YOUR GOAL: Copy exactly the lines from the beginning of the data down to and including the line holding "MdHome, MdPublic, MdAccessTime", without any pictures.

GIVEN INFORMATION:
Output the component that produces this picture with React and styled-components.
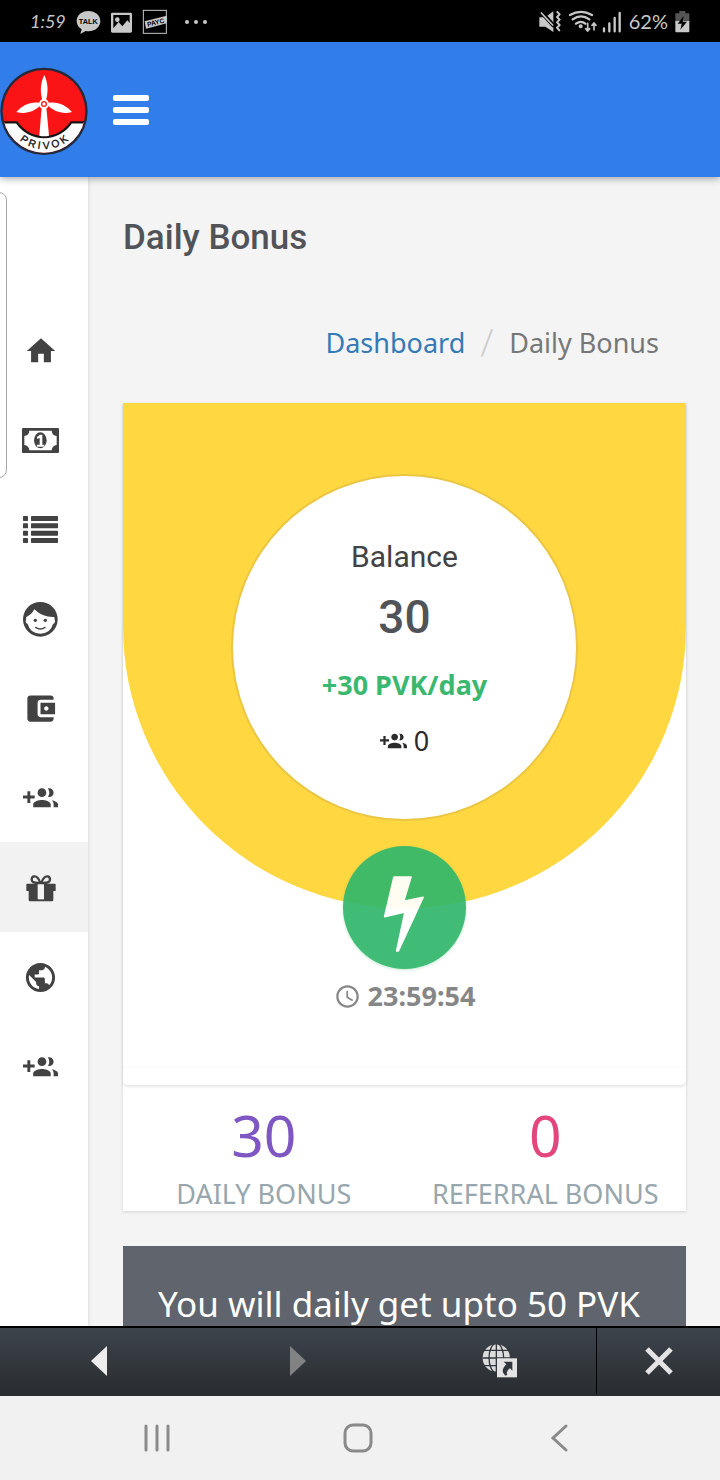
import styled, { createGlobalStyle } from "styled-components";
import { MdHome, MdPublic, MdAccessTime } from "react-icons/md";

const GlobalStyle = createGlobalStyle`
  * {
    box-sizing: border-box;
    margin: 0;
    padding: 0;
  }
  body {
    background: #f4f4f4;
    color: #424242;
    font-family: "Noto Sans", sans-serif;
    font-size: 27px;
  }
  a {
    text-decoration: none;
  }
  button {
    background: none;
    border: none;
    cursor: pointer;
    font: inherit;
  }
  svg {
    display: block;
  }
`;

const Screen = styled.div`
  display: flex;
  flex-direction: column;
  height: 100vh;
  overflow: hidden;
`;

const StatusBar = styled.div`
  display: flex;
  flex: none;
  align-items: center;
  justify-content: space-between;
  height: 42px;
  padding: 0 30px;
  background: #000;
  color: #c8c8c8;
  font-family: Lato, sans-serif;
  font-size: 20px;
`;

const StatusGroup = styled.div`
  display: flex;
  align-items: center;
  gap: ${({ $gap }) => $gap}px;
  em {
    width: 36px;
    font-size: 18px;
  }
`;

const Header = styled.header`
  display: flex;
  flex: none;
  align-items: center;
  gap: 25px;
  height: 135px;
  background: #317eeb;
  box-shadow: 0 1px 8px rgba(0, 0, 0, 0.4);
  position: relative;
  z-index: 2;
`;

const MenuButton = styled.button`
  display: flex;
  flex-direction: column;
  gap: 6px;
  width: 36px;
  span {
    height: 6px;
    border-radius: 2px;
    background: #fff;
  }
`;

const Body = styled.div`
  display: flex;
  flex: 1;
  min-height: 0;
  overflow: hidden;
  position: relative;
`;

const ScrollHandle = styled.div`
  position: absolute;
  top: 15px;
  left: -10px;
  width: 17px;
  height: 286px;
  border: 1px solid #a8a8a8;
  border-radius: 8px;
`;

const Sidebar = styled.nav`
  flex: none;
  width: 88px;
  padding-top: 128px;
  background: #fff;
  box-shadow: 0 0 4px rgba(0, 0, 0, 0.15);
  ul {
    display: grid;
    grid-auto-rows: 1fr;
    height: 806px;
    list-style: none;
  }
`;

const SideLink = styled.a`
  display: flex;
  align-items: center;
  justify-content: center;
  height: 100%;
  padding: 2px 7px 0 0;
  color: #424242;
  background: ${({ $active }) => ($active ? "#f2f2f2" : "transparent")};
`;

const Content = styled.main`
  flex: 1;
  min-width: 0;
  padding: 41px 34px 0 35px;
`;

const Title = styled.h1`
  color: #505458;
  font-family: Roboto, sans-serif;
  font-size: 35px;
  font-weight: 500;
  line-height: 40px;
`;

const Breadcrumb = styled.ol`
  display: flex;
  justify-content: flex-end;
  gap: 15px;
  margin-top: 65px;
  padding-right: 27px;
  line-height: 40px;
  color: #777;
  list-style: none;
  a {
    color: #337ab7;
  }
  li {
    display: flex;
  }
  li + li::before {
    content: "/";
    padding-right: 15px;
    color: #ccc;
    font-family: Roboto, sans-serif;
    font-size: 35px;
    font-weight: 300;
  }
`;

const Card = styled.section`
  margin-top: 40px;
  background: #fff;
  box-shadow: 0 1px 3px rgba(0, 0, 0, 0.14);
`;

const Panel = styled.div`
  display: flex;
  flex-direction: column;
  align-items: center;
  border-radius: 0 0 5px 5px;
  background: #fff;
  box-shadow: 0 2px 3px rgba(0, 0, 0, 0.1);
`;

const Hero = styled.div`
  display: flex;
  justify-content: center;
  width: 100%;
  padding: 73px 0 89px;
  border-radius: 0 0 282px 282px;
  background: #ffd740;
`;

const Circle = styled.div`
  display: flex;
  flex-direction: column;
  align-items: center;
  width: 343px;
  height: 343px;
  padding-top: 61px;
  border-radius: 50%;
  background: #fff;
  box-shadow: 0 0 0 2px rgba(80, 80, 80, 0.12);
  line-height: 40px;
`;

const BalanceLabel = styled.h2`
  font-family: Roboto, sans-serif;
  font-size: 30px;
  font-weight: 400;
`;

const Balance = styled.strong`
  margin-top: 10px;
  color: #505458;
  font-family: Roboto, sans-serif;
  font-size: 46px;
  font-weight: 500;
  line-height: 60px;
`;

const Rate = styled.strong`
  margin-top: 18px;
  color: #3bb86f;
`;

const Referrals = styled.span`
  display: flex;
  align-items: center;
  gap: 7px;
  margin-top: 16px;
  color: #2b2b2b;
`;

const ClaimButton = styled.button`
  width: 123px;
  height: 123px;
  margin-top: -62px;
  border-radius: 50%;
  background: #33b86c;
  box-shadow: 0 1px 3px rgba(51, 184, 108, 0.3);
  opacity: 0.93;
`;

const Timer = styled.div`
  display: flex;
  align-items: center;
  gap: 7px;
  margin: 7px 0 51px;
  color: #868686;
  font-weight: 700;
  line-height: 40px;
`;

const PanelFooter = styled.div`
  width: 100%;
  height: 18px;
  border-top: 1px solid #fafafa;
`;

const Stats = styled.dl`
  display: grid;
  grid-template-columns: 1fr 1fr;
  padding-top: 20px;
  text-align: center;
`;

const Stat = styled.div`
  display: flex;
  flex-direction: column-reverse;
  gap: 12px;
  dt {
    color: #98a6ad;
    line-height: 34px;
    text-transform: uppercase;
    white-space: nowrap;
  }
  dd {
    color: ${({ $color }) => $color};
    font-size: 57px;
    line-height: 60px;
  }
`;

const Notice = styled.section`
  margin-top: 35px;
  padding: 35px;
  background: #60646d;
  color: #fff;
  font-size: 35px;
  line-height: 46px;
`;

const BrowserBar = styled.div`
  display: grid;
  flex: none;
  grid-template-columns: 1fr 1fr 1fr 124px;
  height: 70px;
  padding-bottom: 2px;
  border-top: 2px solid #000;
  background: linear-gradient(#3d444c, #292c2f);
  button {
    display: flex;
    align-items: center;
    justify-content: center;
  }
  button:last-child {
    border-left: 1px solid #000;
  }
`;

const SystemBar = styled.div`
  display: grid;
  flex: none;
  grid-template-columns: 1fr 1fr 1fr;
  height: 84px;
  padding: 0 60px 0 56px;
  background: #f1f1f1;
  button {
    display: flex;
    align-items: center;
    justify-content: center;
  }
`;

const StatusNotifications = () => (
  <svg width="132" height="26" viewBox="228 24 396 78" fill="#c8c8c8">
    <path d="M265 33c-20 0-35 13-35 30 0 11 6 20 15 25l-4 14 16-9c28 4 44-12 44-30 0-17-16-30-36-30z" />
    <text x="265" y="72" fontSize="22" fontWeight="700" textAnchor="middle" fill="#000" fontFamily="Liberation Sans, sans-serif">TALK</text>
    <path fillRule="evenodd" d="M337 38h55q4 0 4 4v52q0 4-4 4h-55q-4 0-4-4V42q0-4 4-4zm3 7v40l16-19 11 13 15-18 7 8V45zm12 7a7 7 0 1 1 0 14 7 7 0 0 1 0-14z" />
    <rect x="430" y="31" width="69" height="69" fill="none" stroke="#c8c8c8" strokeWidth="3" />
    <path d="M434 64l66-17v23l-62 16z" />
    <text x="443" y="80" fontSize="20" fontWeight="700" fill="#000" fontFamily="Liberation Sans, sans-serif" transform="rotate(-13 443 80)">PAYC</text>
    <circle cx="561" cy="66" r="6" />
    <circle cx="588" cy="66" r="6" />
    <circle cx="615" cy="66" r="6" />
  </svg>
);

const StatusSignals = () => (
  <svg width="84" height="26" viewBox="54 24 252 78" fill="none" stroke="#c8c8c8" strokeWidth="6" strokeLinecap="round">
    <path d="M58 52h18l24-18v62L76 80H58z" fill="#c8c8c8" stroke="none" />
    <path d="M62 34l38 42" stroke="#000" strokeWidth="12" />
    <path d="M64 39l34 36" strokeWidth="5" />
    <path d="M112 36l7 7-8 8 8 8-8 8 8 8-8 8 7 8" strokeLinejoin="round" />
    <path d="M150 45q33-19 66 0M158 58q25-18 50 0M168 71q15-11 28 0" strokeWidth="7" />
    <circle cx="182" cy="79" r="3" fill="#c8c8c8" />
    <path d="M203 70v22m-6-6l6 7 6-7M222 90V70m-6 6l6-7 6 7" strokeWidth="5" />
    <path d="M252 85v9M268 70v24M284 54v40M299 39v55" strokeWidth="7" />
  </svg>
);

const BatteryIcon = () => (
  <svg width="15" height="26" viewBox="467 24 45 78">
    <path d="M480 33h18v7h12v26h-42V40h12z" fill="#555" />
    <path d="M468 63h42v31q0 3-3 3h-36q-3 0-3-3z" fill="#c8c8c8" />
    <path d="M493 48l-18 23h12l-4 18 20-24h-13z" fill="#000" />
  </svg>
);

const Logo = () => (
  <svg width="88" height="92" viewBox="0 192 264 276" role="img" aria-label="Privok">
    <defs>
      <clipPath id="logo-disc">
        <circle cx="132" cy="334" r="124" />
      </clipPath>
      <path id="logo-arc" d="M38 397A113 113 0 0 0 226 397" />
    </defs>
    <circle cx="132" cy="334" r="131" fill="#222b3c" />
    <g clipPath="url(#logo-disc)">
      <path d="M0 200h264v270H0z" fill="#fb1416" />
      <path d="M0 367h50q32 44 82 44t82-44h50v110H0z" fill="#fff" stroke="#151515" strokeWidth="7" />
    </g>
    <g fill="#fff">
      <path d="M125 322h14l8 85q-15 4-29 0z" />
      <path d="M128 304c-8-26-8-54 5-79 12 25 12 53 4 79z" />
      <path d="M122 316c-20 20-46 27-73 20 18-21 42-32 70-28z" />
      <path d="M143 316c20 20 46 27 73 20-18-21-42-32-70-28z" />
      <circle cx="132" cy="312" r="15" />
    </g>
    <circle cx="132" cy="312" r="7" fill="none" stroke="#fb1416" strokeWidth="4" />
    <text fontSize="31" fill="#151515" stroke="#151515" fontFamily="Liberation Sans, sans-serif" textAnchor="middle">
      <textPath href="#logo-arc" startOffset="50%">P R I V O K</textPath>
    </text>
  </svg>
);

const MoneyIcon = () => (
  <svg width="37" height="25" viewBox="0 0 111 75" fill="currentColor">
    <path fillRule="evenodd" d="M3 0h105q3 0 3 3v69q0 3-3 3H3q-3 0-3-3V3q0-3 3-3zm19 8q-1 14-15 16v27q14 2 15 16h67q1-14 15-16V24Q90 22 89 8z" />
    <ellipse cx="55" cy="37" rx="19" ry="24" />
    <path d="M53 20h8v30h6v6H45v-6h8V30q-4 2-8 2v-6q6-1 8-6z" fill="#fff" />
  </svg>
);

const ListIcon = () => (
  <svg width="35" height="27" viewBox="0 0 105 81" fill="currentColor">
    {[0, 22, 44, 66].map((y) => (
      <g key={y}>
        <rect y={y} width="15" height="15" rx="2" />
        <rect x="24" y={y} width="81" height="15" rx="2" />
      </g>
    ))}
  </svg>
);

const FaceIcon = () => (
  <svg width="35" height="35" viewBox="0 0 105 105" fill="currentColor">
    <circle cx="52" cy="52" r="52" />
    <path d="M34 22q-8 16-24 23l-2 14q2 6 6 7 8 29 38 29t38-29q5-1 6-7l-2-14q-34 2-60-23z" fill="#fff" />
    <circle cx="37" cy="55" r="5" />
    <circle cx="67" cy="55" r="5" />
    <path d="M38 76q14 10 28 0" fill="none" stroke="currentColor" strokeWidth="4" strokeLinecap="round" />
  </svg>
);

const WalletIcon = () => (
  <svg width="35" height="35" viewBox="0 0 24 24" fill="currentColor">
    <path d="M21 18v1c0 1.100-.9 2-2 2H5c-1.110 0-2-.9-2-2V5c0-1.100.89-2 2-2h14c1.100 0 2 .9 2 2v1h-9c-1.110 0-2 .9-2 2v8c0 1.100.89 2 2 2h9zm-9-2h10V8H12v8zm4-2.500c-.83 0-1.500-.67-1.500-1.500s.67-1.500 1.500-1.500 1.500.67 1.500 1.500-.67 1.500-1.500 1.500z" />
  </svg>
);

const GroupAddIcon = ({ size = 35 }) => (
  <svg width={size} height={size} viewBox="0 0 24 24" fill="currentColor">
    <path d="M8 10H5V7H3v3H0v2h3v3h2v-3h3v-2zm10 1c1.660 0 2.990-1.340 2.990-3S19.660 5 18 5c-.32 0-.63.05-.91.14.57.81.9 1.790.9 2.860s-.34 2.040-.9 2.860c.28.09.59.14.91.14zm-5 0c1.660 0 2.990-1.340 2.990-3S14.660 5 13 5c-1.660 0-3 1.340-3 3s1.340 3 3 3zm6.620 2.160c.83.73 1.380 1.660 1.380 2.840v2h3v-2c0-1.540-2.370-2.490-4.380-2.840zM13 13c-2 0-6 1-6 3v2h12v-2c0-2-4-3-6-3z" />
  </svg>
);

const GiftIcon = () => (
  <svg width="30" height="27" viewBox="0 0 90 81" fill="currentColor">
    <path d="M3 26h83q3 0 3 3v19h-7v27q0 4-4 4H12q-4 0-4-4V48H1V29q0-3 2-3z" />
    <path d="M35 27h19v46H35z" fill="#f2f2f2" />
    <path d="M43 24C39 11 32 3 24 4c-8 1-9 13-3 17 4 3 12 3 22 3zM46 24C50 11 57 3 65 4c8 1 9 13 3 17-4 3-12 3-22 3z" fill="none" stroke="currentColor" strokeWidth="7" />
  </svg>
);

const ShortcutIcon = () => (
  <svg width="42" height="34" viewBox="348 341 126 102">
    <circle cx="409" cy="383" r="41" fill="#dcdcdc" />
    <g fill="none" stroke="#31363c" strokeWidth="4">
      <path d="M409 341v84M368 383h84M370 360h78M370 406h78" />
      <ellipse cx="409" cy="383" rx="22" ry="44" />
    </g>
    <path d="M411 384h60v57h-60z" fill="#e4e4e4" />
    <path d="M431 394h26v27l-7-7q-14 9-8 19l-6 3q-17-14 3-34z" fill="#31363c" />
  </svg>
);

const links = [
  { name: "Dashboard", icon: <MdHome size={34} /> },
  { name: "Earnings", icon: <MoneyIcon /> },
  { name: "Transactions", icon: <ListIcon /> },
  { name: "Profile", icon: <FaceIcon /> },
  { name: "Wallet", icon: <WalletIcon /> },
  { name: "Referrals", icon: <GroupAddIcon /> },
  { name: "Daily Bonus", icon: <GiftIcon />, active: true },
  { name: "Website", icon: <MdPublic size={35} /> },
  { name: "Invite", icon: <GroupAddIcon /> },
];

const App = () => {
  return (
    <>
      <GlobalStyle />
      <Screen>
        <StatusBar>
          <StatusGroup $gap={10}>
            <em>1:59</em>
            <StatusNotifications />
          </StatusGroup>
          <StatusGroup $gap={7}>
            <StatusSignals />
            <span>62%</span>
            <BatteryIcon />
          </StatusGroup>
        </StatusBar>
        <Header>
          <Logo />
          <MenuButton aria-label="Menu">
            <span />
            <span />
            <span />
          </MenuButton>
        </Header>
        <Body>
          <Sidebar>
            <ul>
              {links.map(({ name, icon, active }) => (
                <li key={name}>
                  <SideLink href="#" aria-label={name} $active={active}>
                    {icon}
                  </SideLink>
                </li>
              ))}
            </ul>
          </Sidebar>
          <ScrollHandle />
          <Content>
            <Title>Daily Bonus</Title>
            <Breadcrumb>
              <li>
                <a href="#">Dashboard</a>
              </li>
              <li>Daily Bonus</li>
            </Breadcrumb>
            <Card>
              <Panel>
                <Hero>
                  <Circle>
                    <BalanceLabel>Balance</BalanceLabel>
                    <Balance>30</Balance>
                    <Rate>+30 PVK/day</Rate>
                    <Referrals>
                      <GroupAddIcon size={27} />0
                    </Referrals>
                  </Circle>
                </Hero>
                <ClaimButton aria-label="Claim bonus">
                  <svg viewBox="69 48 369 369">
                    <path
                      d="M222 141h51l-22 73 58-12-74 161h-5l25-117-61 14z"
                      fill="#fff"
                      stroke="#fff"
                      strokeWidth="5"
                      strokeLinejoin="round"
                    />
                  </svg>
                </ClaimButton>
                <Timer>
                  <MdAccessTime size={27} />
                  <span>23:59:54</span>
                </Timer>
                <PanelFooter />
              </Panel>
              <Stats>
                <Stat $color="#7e57c2">
                  <dt>Daily Bonus</dt>
                  <dd>30</dd>
                </Stat>
                <Stat $color="#e2467c">
                  <dt>Referral Bonus</dt>
                  <dd>0</dd>
                </Stat>
              </Stats>
            </Card>
            <Notice>You will daily get upto 50 PVK</Notice>
          </Content>
        </Body>
        <BrowserBar>
          <button aria-label="Back">
            <svg width="18" height="32" viewBox="0 0 18 32">
              <path d="M17 1v30L1 16z" fill="#ededed" />
            </svg>
          </button>
          <button aria-label="Forward">
            <svg width="18" height="32" viewBox="0 0 18 32">
              <path d="M1 1v30l16-15z" fill="#808284" />
            </svg>
          </button>
          <button aria-label="Open in browser">
            <ShortcutIcon />
          </button>
          <button aria-label="Close">
            <svg width="30" height="30" viewBox="0 0 30 30">
              <path d="M3 3l24 24M27 3L3 27" stroke="#e4e4e4" strokeWidth="5" />
            </svg>
          </button>
        </BrowserBar>
        <SystemBar>
          <button aria-label="Recents">
            <svg width="26" height="28" viewBox="0 0 26 28">
              <path d="M2 2v24M13 2v24M24 2v24" stroke="#8a8a8a" strokeWidth="3" strokeLinecap="round" />
            </svg>
          </button>
          <button aria-label="Home">
            <svg width="30" height="30" viewBox="0 0 30 30">
              <rect x="2" y="2" width="26" height="26" rx="8" fill="none" stroke="#8a8a8a" strokeWidth="3" />
            </svg>
          </button>
          <button aria-label="Return">
            <svg width="18" height="28" viewBox="0 0 18 28">
              <path d="M16 2L3 14l13 12" fill="none" stroke="#8a8a8a" strokeWidth="3" strokeLinecap="round" />
            </svg>
          </button>
        </SystemBar>
      </Screen>
    </>
  );
};

export default App;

SOLUTION TO THE EXERCISE:
Output the component that produces this picture with React and styled-components.
import styled, { createGlobalStyle } from "styled-components";
import { MdHome, MdPublic, MdAccessTime } from "react-icons/md";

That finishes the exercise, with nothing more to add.